The play aimed to capture the journey of a river from its beginning to its end in four stages. In the beginning, the river is shown as carefree and curious like a child. In the second phase, with a stronger flow, the river matures. Choked with wastes and fragmented, the river struggles to flow freely in the next phase. Its identity comes into question. In the fourth stage, the river is dry. It does not reach the sea. Meanwhile, the sea waits for the river to join, evaporate as vapour into clouds and move rains to the land.

Connecting with Audiences

To add vigor and life to the play, we included fish, a mouse and boats. Blending with its purpose, we used music as a bridge between the dialogues and the visual performances. Of the five songs, I wrote three and Amjad Parwej wrote two. We performed 21 shows in Kathmandu, in 15 schools and across Nepal. When we performed on the Koshi Tappu riverbank, the residents were overwhelmed to see their own stories recited in the play. We were intrigued by their emotions. We also performed the play in festivals in India.

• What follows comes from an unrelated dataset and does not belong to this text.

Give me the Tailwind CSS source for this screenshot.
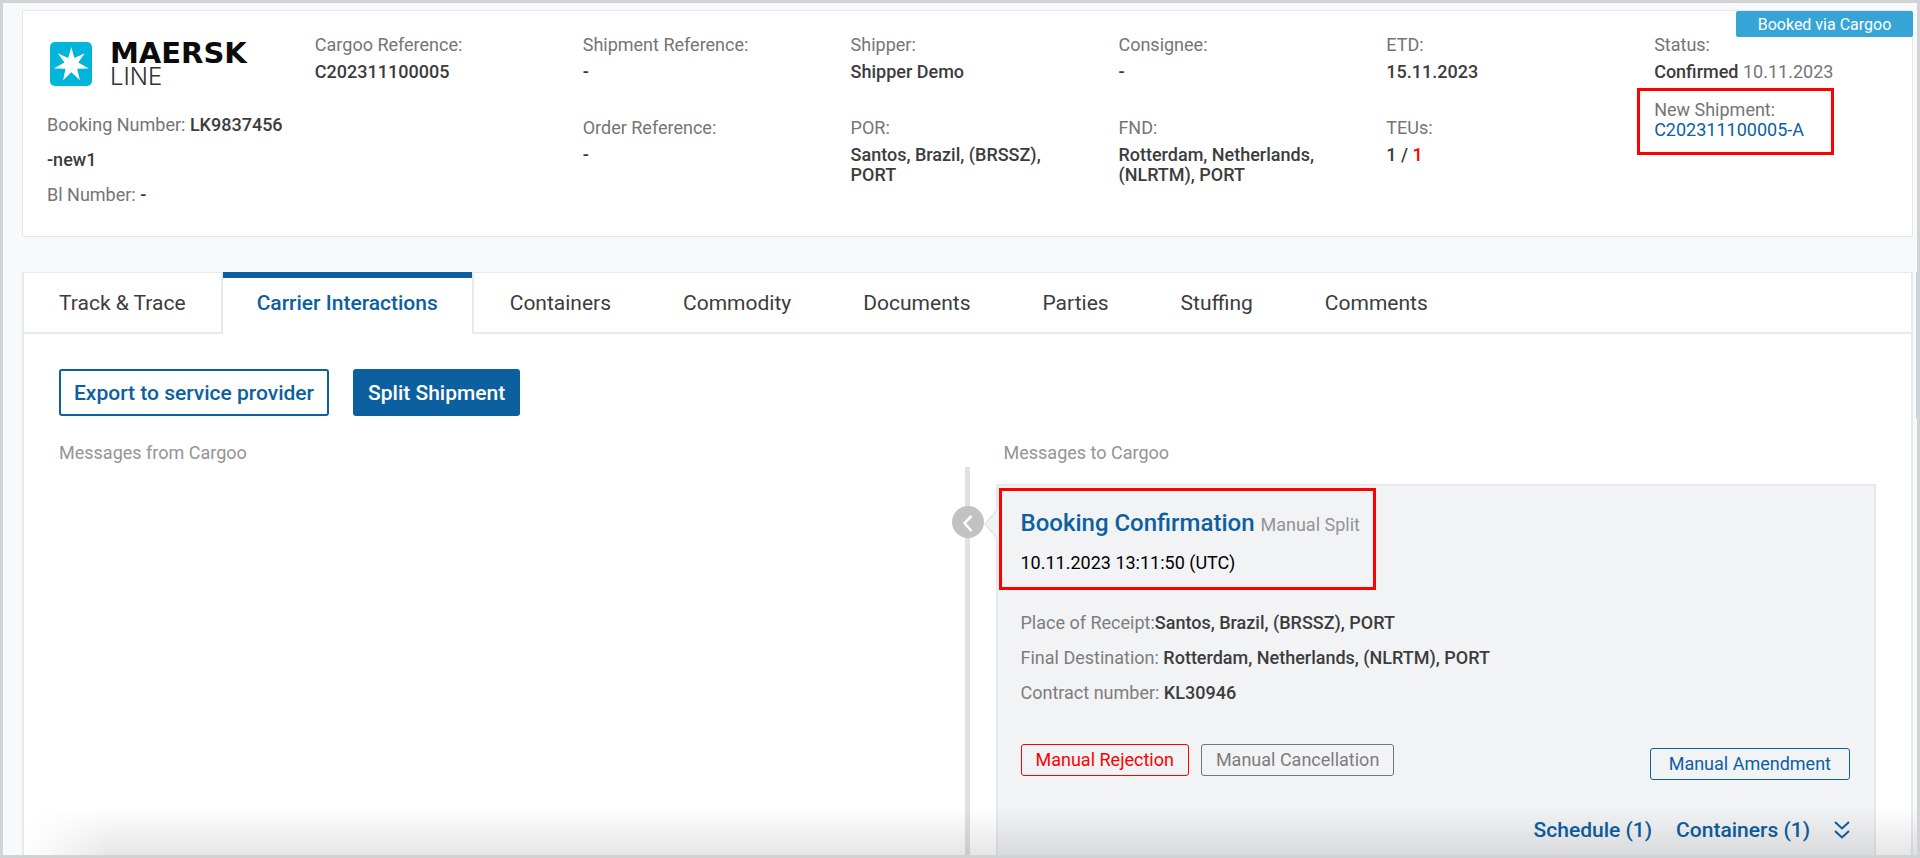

The Team: Photo Shilpee Theater  

Using the medium of creative art, without bias, we have told a story of a river and the problems people on the banks face. River conservation, disputes and justice were our key themes. Presenting the complex and basic aspects of rivers, their use and interdependence with nature and community was indeed a challenge and an ambitious endeavor. By portraying rivers as living entities through the medium of theater, we believed we were able to communicate the threats rivers face. We hope that we have highlighted a less dispute-ridden and nature-friendly path to adopt to steward rivers.

How did we perform? Our audiences are but  best evaluators. We will listen to them and continue to use theater as a medium to tell the stories of rivers, people and nature.

Notes:

[1] Other members are Pabitra Khadka, Sangeeta Kumari Uranw, Jhakendra BC, Jyoti Pokharel, Rabin Pariyar, Govind Oli, Himal Bhujel, Sushila Luhar and Yogendra Baral (Jack Seventeen Baral).